| Data block |
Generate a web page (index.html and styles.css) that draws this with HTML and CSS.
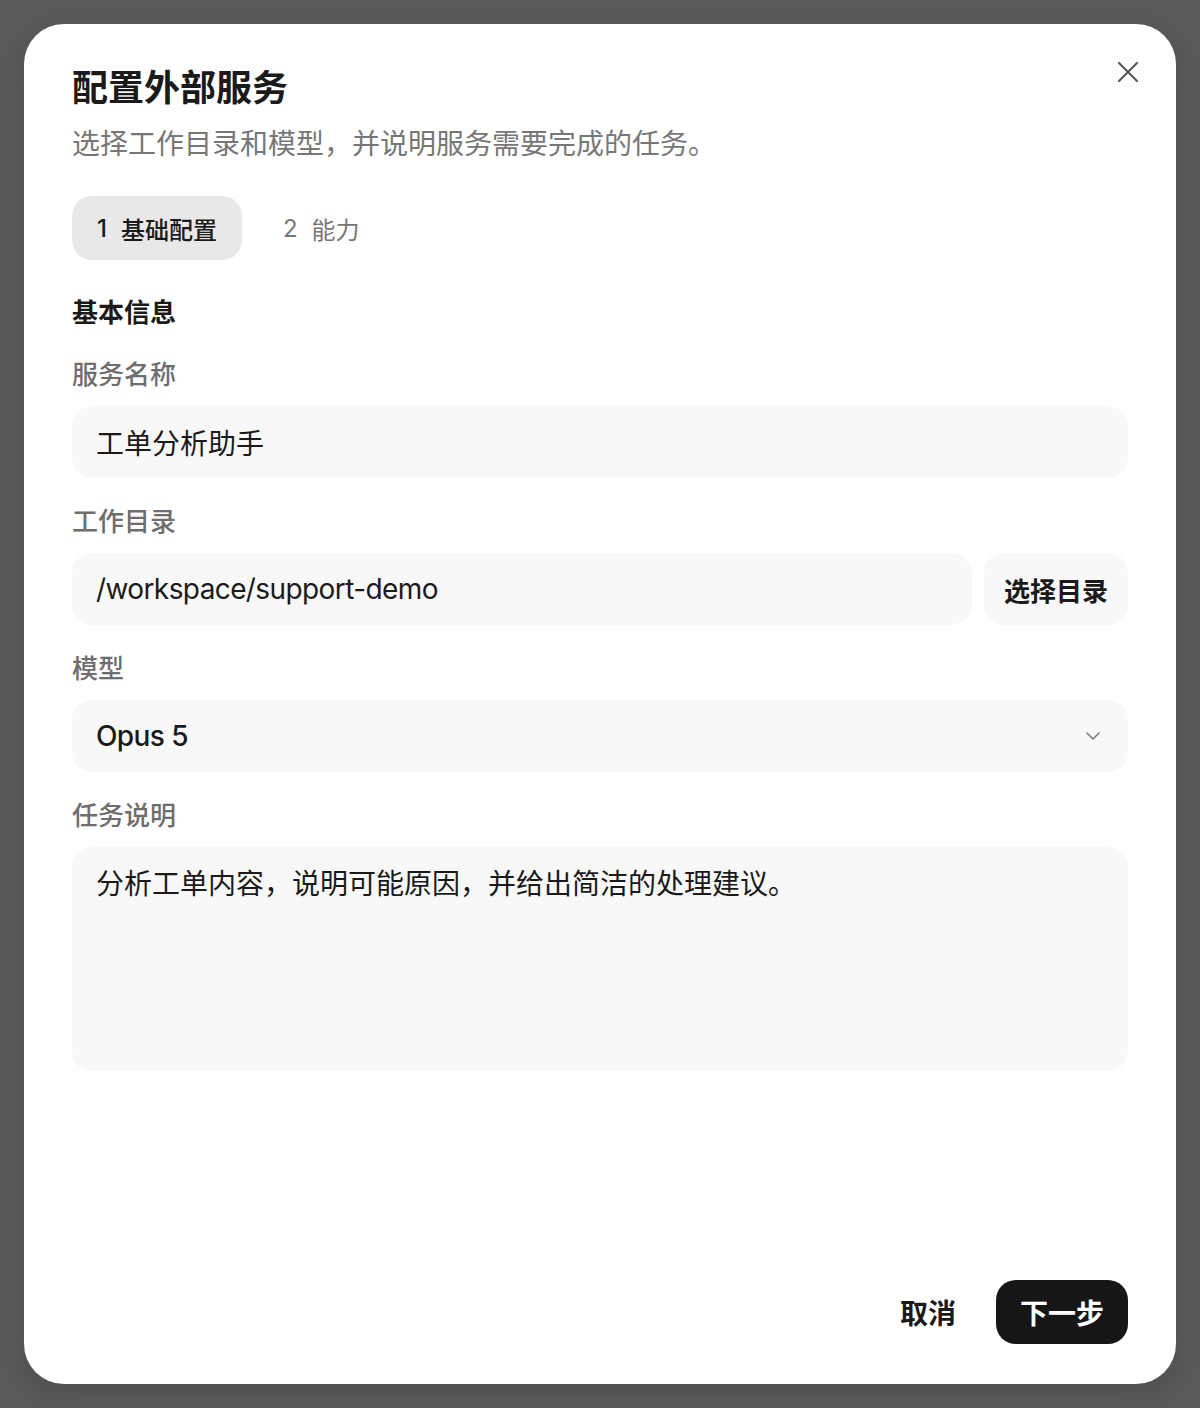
FILE: index.html
```html
<!DOCTYPE html>
<html lang="zh-CN">
<head>
    <meta charset="UTF-8">
    <meta name="viewport" content="width=device-width, initial-scale=1.0">
    <title>配置外部服务</title>
    <link rel="stylesheet" href="styles.css">
</head>
<body>

    <!-- Dialog -->
    <div class="modal">
        <button class="close-btn" aria-label="关闭">
            <svg width="20" height="20" viewBox="0 0 20 20" fill="none" stroke="currentColor" stroke-width="2" stroke-linecap="round">
                <path d="M1 1 L19 19 M19 1 L1 19"/>
            </svg>
        </button>

        <!-- Header -->
        <h1 class="modal-title">配置外部服务</h1>
        <p class="modal-subtitle">选择工作目录和模型，并说明服务需要完成的任务。</p>

        <!-- Steps -->
        <div class="steps">
            <div class="step active"><span class="step-num">1</span><span>基础配置</span></div>
            <div class="step"><span class="step-num">2</span><span>能力</span></div>
        </div>

        <h2 class="section-title">基本信息</h2>

        <div class="form-group">
            <label class="field-label" for="serviceName">服务名称</label>
            <div class="field" id="serviceName">工单分析助手</div>
        </div>

        <div class="form-group">
            <label class="field-label" for="workDir">工作目录</label>
            <div class="field-row">
                <div class="field grow latin" id="workDir">/workspace/support-demo</div>
                <button class="pick-btn">选择目录</button>
            </div>
        </div>

        <div class="form-group">
            <label class="field-label" for="model">模型</label>
            <div class="field select" id="model">
                <span class="select-value latin">Opus 5</span>
                <svg class="chevron" width="14" height="8" viewBox="0 0 14 8" fill="none" stroke="currentColor" stroke-width="1.5" stroke-linecap="round" stroke-linejoin="round">
                    <path d="M1 1 L7 7 L13 1"/>
                </svg>
            </div>
        </div>

        <div class="form-group">
            <label class="field-label" for="task">任务说明</label>
            <div class="field textarea" id="task">分析工单内容，说明可能原因，并给出简洁的处理建议。</div>
        </div>

        <!-- Footer -->
        <div class="modal-footer">
            <button class="btn-cancel">取消</button>
            <button class="btn-next">下一步</button>
        </div>
    </div>

</body>
</html>
```

FILE: styles.css
```css
/* Base */
* {
    box-sizing: border-box;
}

body {
    margin: 0;
    padding: 24px;
    background-color: #595959;
    font-family: Inter, "Noto Sans CJK SC", sans-serif;
    color: #1a1a1a;
}

button {
    font-family: inherit;
    border: none;
    background: none;
    cursor: pointer;
}

/* Dialog */
.modal {
    position: relative;
    width: 1152px;
    height: 1360px;
    background-color: #fff;
    border-radius: 40px;
    padding: 40px 48px;
    display: flex;
    flex-direction: column;
    box-shadow: 0 8px 24px rgba(0,0,0,0.12);
}

.close-btn {
    position: absolute;
    top: 28px;
    right: 28px;
    width: 40px;
    height: 40px;
    padding: 0;
    display: flex;
    align-items: center;
    justify-content: center;
    color: #555;
}

.modal-title {
    margin: 0;
    font-size: 36px;
    line-height: 48px;
    font-weight: 700;
    color: #1a1a1a;
}

.modal-subtitle {
    margin: 12px 0 0;
    font-size: 28px;
    line-height: 40px;
    color: #777;
}

/* Steps */
.steps {
    display: flex;
    gap: 16px;
    margin-top: 32px;
}

.step {
    display: flex;
    align-items: center;
    gap: 14px;
    height: 64px;
    padding: 0 25px;
    border-radius: 20px;
    font-size: 24px;
    color: #777;
}

.step.active {
    background-color: #e8e8e8;
    color: #1a1a1a;
    font-weight: 500;
}

/* Form */
.section-title {
    margin: 35px 0 0;
    font-size: 26px;
    line-height: 36px;
    font-weight: 600;
}

.form-group {
    margin-top: 25px;
}

.field-label {
    display: block;
    margin-bottom: 12px;
    font-size: 26px;
    line-height: 38px;
    font-weight: 500;
    color: #6e6e6e;
}

.field {
    height: 72px;
    padding: 0 24px;
    display: flex;
    align-items: center;
    background-color: #f8f8f8;
    border-radius: 20px;
    font-size: 28px;
    color: #1a1a1a;
}

.latin {
    letter-spacing: -0.6px;
}

.field-row {
    display: flex;
    gap: 12px;
}

.field.grow {
    flex: 1;
}

.pick-btn {
    height: 72px;
    padding: 0 20px;
    background-color: #f8f8f8;
    border-radius: 20px;
    font-size: 26px;
    font-weight: 600;
    color: #1a1a1a;
}

.field.select {
    justify-content: space-between;
    padding-right: 28px;
}

.select-value {
    font-weight: 500;
}

.chevron {
    color: #777;
}

.field.textarea {
    height: 224px;
    align-items: flex-start;
    padding-top: 17px;
    line-height: 40px;
}

/* Footer */
.modal-footer {
    margin-top: auto;
    display: flex;
    justify-content: flex-end;
    gap: 16px;
}

.btn-cancel,
.btn-next {
    height: 64px;
    padding: 0 24px;
    border-radius: 20px;
    font-size: 28px;
    font-weight: 700;
}

.btn-cancel {
    color: #1a1a1a;
}

.btn-next {
    background-color: #161616;
    color: #fff;
}
```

| Objective |
Reproduce the whole listing word for word, setting aside any pictures.

| Solution for this problem |
Generate a web page (index.html and styles.css) that draws this with HTML and CSS.
FILE: index.html
```html
<!DOCTYPE html>
<html lang="zh-CN">
<head>
    <meta charset="UTF-8">
    <meta name="viewport" content="width=device-width, initial-scale=1.0">
    <title>配置外部服务</title>
    <link rel="stylesheet" href="styles.css">
</head>
<body>

    <!-- Dialog -->
    <div class="modal">
        <button class="close-btn" aria-label="关闭">
            <svg width="20" height="20" viewBox="0 0 20 20" fill="none" stroke="currentColor" stroke-width="2" stroke-linecap="round">
                <path d="M1 1 L19 19 M19 1 L1 19"/>
            </svg>
        </button>

        <!-- Header -->
        <h1 class="modal-title">配置外部服务</h1>
        <p class="modal-subtitle">选择工作目录和模型，并说明服务需要完成的任务。</p>

        <!-- Steps -->
        <div class="steps">
            <div class="step active"><span class="step-num">1</span><span>基础配置</span></div>
            <div class="step"><span class="step-num">2</span><span>能力</span></div>
        </div>

        <h2 class="section-title">基本信息</h2>

        <div class="form-group">
            <label class="field-label" for="serviceName">服务名称</label>
            <div class="field" id="serviceName">工单分析助手</div>
        </div>

        <div class="form-group">
            <label class="field-label" for="workDir">工作目录</label>
            <div class="field-row">
                <div class="field grow latin" id="workDir">/workspace/support-demo</div>
                <button class="pick-btn">选择目录</button>
            </div>
        </div>

        <div class="form-group">
            <label class="field-label" for="model">模型</label>
            <div class="field select" id="model">
                <span class="select-value latin">Opus 5</span>
                <svg class="chevron" width="14" height="8" viewBox="0 0 14 8" fill="none" stroke="currentColor" stroke-width="1.5" stroke-linecap="round" stroke-linejoin="round">
                    <path d="M1 1 L7 7 L13 1"/>
                </svg>
            </div>
        </div>

        <div class="form-group">
            <label class="field-label" for="task">任务说明</label>
            <div class="field textarea" id="task">分析工单内容，说明可能原因，并给出简洁的处理建议。</div>
        </div>

        <!-- Footer -->
        <div class="modal-footer">
            <button class="btn-cancel">取消</button>
            <button class="btn-next">下一步</button>
        </div>
    </div>

</body>
</html>
```

FILE: styles.css
```css
/* Base */
* {
    box-sizing: border-box;
}

body {
    margin: 0;
    padding: 24px;
    background-color: #595959;
    font-family: Inter, "Noto Sans CJK SC", sans-serif;
    color: #1a1a1a;
}

button {
    font-family: inherit;
    border: none;
    background: none;
    cursor: pointer;
}

/* Dialog */
.modal {
    position: relative;
    width: 1152px;
    height: 1360px;
    background-color: #fff;
    border-radius: 40px;
    padding: 40px 48px;
    display: flex;
    flex-direction: column;
    box-shadow: 0 8px 24px rgba(0,0,0,0.12);
}

.close-btn {
    position: absolute;
    top: 28px;
    right: 28px;
    width: 40px;
    height: 40px;
    padding: 0;
    display: flex;
    align-items: center;
    justify-content: center;
    color: #555;
}

.modal-title {
    margin: 0;
    font-size: 36px;
    line-height: 48px;
    font-weight: 700;
    color: #1a1a1a;
}

.modal-subtitle {
    margin: 12px 0 0;
    font-size: 28px;
    line-height: 40px;
    color: #777;
}

/* Steps */
.steps {
    display: flex;
    gap: 16px;
    margin-top: 32px;
}

.step {
    display: flex;
    align-items: center;
    gap: 14px;
    height: 64px;
    padding: 0 25px;
    border-radius: 20px;
    font-size: 24px;
    color: #777;
}

.step.active {
    background-color: #e8e8e8;
    color: #1a1a1a;
    font-weight: 500;
}

/* Form */
.section-title {
    margin: 35px 0 0;
    font-size: 26px;
    line-height: 36px;
    font-weight: 600;
}

.form-group {
    margin-top: 25px;
}

.field-label {
    display: block;
    margin-bottom: 12px;
    font-size: 26px;
    line-height: 38px;
    font-weight: 500;
    color: #6e6e6e;
}

.field {
    height: 72px;
    padding: 0 24px;
    display: flex;
    align-items: center;
    background-color: #f8f8f8;
    border-radius: 20px;
    font-size: 28px;
    color: #1a1a1a;
}

.latin {
    letter-spacing: -0.6px;
}

.field-row {
    display: flex;
    gap: 12px;
}

.field.grow {
    flex: 1;
}

.pick-btn {
    height: 72px;
    padding: 0 20px;
    background-color: #f8f8f8;
    border-radius: 20px;
    font-size: 26px;
    font-weight: 600;
    color: #1a1a1a;
}

.field.select {
    justify-content: space-between;
    padding-right: 28px;
}

.select-value {
    font-weight: 500;
}

.chevron {
    color: #777;
}

.field.textarea {
    height: 224px;
    align-items: flex-start;
    padding-top: 17px;
    line-height: 40px;
}

/* Footer */
.modal-footer {
    margin-top: auto;
    display: flex;
    justify-content: flex-end;
    gap: 16px;
}

.btn-cancel,
.btn-next {
    height: 64px;
    padding: 0 24px;
    border-radius: 20px;
    font-size: 28px;
    font-weight: 700;
}

.btn-cancel {
    color: #1a1a1a;
}

.btn-next {
    background-color: #161616;
    color: #fff;
}
```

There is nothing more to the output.